I'd think that crusader focus would be more on the Reconquista and maybe even Northern/Baltic crusades than on Outremer. However the French and Germans will still answer Urban II's call to crusade though without Normans they'd be less effective.
 
Why would it? Of course, probably Byzantine Empire would be better off without its OTL Norman neighbors but that's pretty much it.

This completely changes Byzantine history.

Without the Normans, Alexios' attempt to reclaim Anatolia from the Seljuks Turks isn't delayed until 1097, but can possibly begin 16 years earlier, in 1081. That's only ten years after Manzikert, meaning the Turks are less well established. By 1097, it has been 26 years, a whole generation has passed and arguably it's too late.

What's more, the battle of Dyrhachium never happens, meaning the professional Byzantine army isn't destroyed. This in turn means Alexios isn't reduced to rounding up Balkan peasants and creating a new army from scratch. It also means that the Pecheneg invasion of the Balkans may not happen, freeing up the gold that Alexios was forced to spend on hiring a Cuman army to defeat them.

The upshot of all this is that the Byzantines will have a substantially more powerful army and more gold, as well as a 16 year head start, to take back Anatolia. Their enemy will be fewer and less well entrenched. Obviously, this will affect the frontiers in favour of the Byzantines, most likely with critical results. I predict the empire reclaims Anatolia.

This then totally changes later history. Istanbul may well be the capital of Greece today, and the nation of Turkey will not exist. The modern world is unrecognizable, because the Ottomans also never happen. That totally changes the middle east. Israel is never created. Syria, Iraq and Jordan don't exist either. Nor does Saudi Arabia. Nor Kuwait. The impact is vast and incalculable.
 
But no Vikings in Italy means more intens attack of Muslims from Sicily and North Africa. So the Normans are replaced with Saracens

Would the Saracens target mainland Greece over Italy, though? That was the whole problem with the Norman expeditions later on, threatening the Byzantine heartlands...
 
But no Vikings in Italy means more intens attack of Muslims from Sicily and North Africa. So the Normans are replaced with Saracens

Good point but I think that they could be squeezed out of the Italians or Byzantines. By the time of Guiscard's conquest there were 2 quarreling emirs in Sicily which seemingly indicates that their state there was in a process of disintegration. Then again, it does not look like the Muslims in Sicily had been able of any significant conquest outside the island even before the Normans became a factor.

300px-Italy_1000_AD.svg.png
 
Would the Saracens target mainland Greece over Italy, though? That was the whole problem with the Norman expeditions later on, threatening the Byzantine heartlands...
The real one you want to get rid of if you want continued Muslim adventurism in Italy is to not only get rid of the Norse and therefore the Normans, but to butterfly or redirect the Fatimids. Once the centre of power in North Africa shifted from Kairwan to Fustat, there went any hope of naval support for Muslim Sicily.

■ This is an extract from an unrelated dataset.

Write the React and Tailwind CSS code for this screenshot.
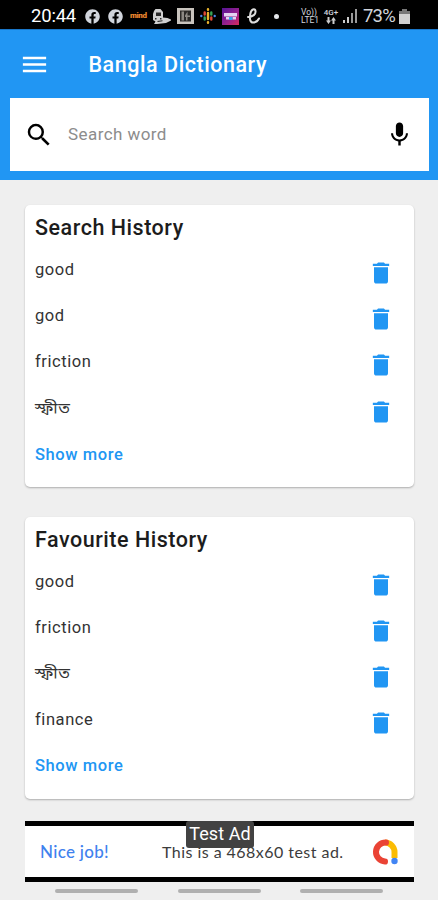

Muslims actually did make it onto the continent - Calabria and Bari were Muslim emirates for a time in the 9th century, and the Lombards generally did not do all that great against them. Those gains started to vanish in the late ninth century. Then in the early 10th, the Fatimids show up, displace the Aghlabids and move the capital to Egypt, and with it the Fatimid navy, removing any hope of supporting Sicily or managing any serious conquests in the boot itself.

Ultimately, no Norse and no Normans means someone else gets the job of reclaiming southern Italy from the Muslims, and it'll likely be either the ERE or the Italian communes. Pisa and Genoa already did that to an extent in terms of kicking the Umayyads out of Sardinia. That said, the ERE wasn't averse to cutting deals with the Muslims to counterbalance the Empire's rivals on the boot, to the point that the Kalbids actually beat the Holy Roman Empire in a battle in the late 10th century on behalf of the ERE. There's theoretically room for the Muslims to stick around as a Roman client and/or buffer.

Either way, no Norse means someone else gets a crack at the Boot.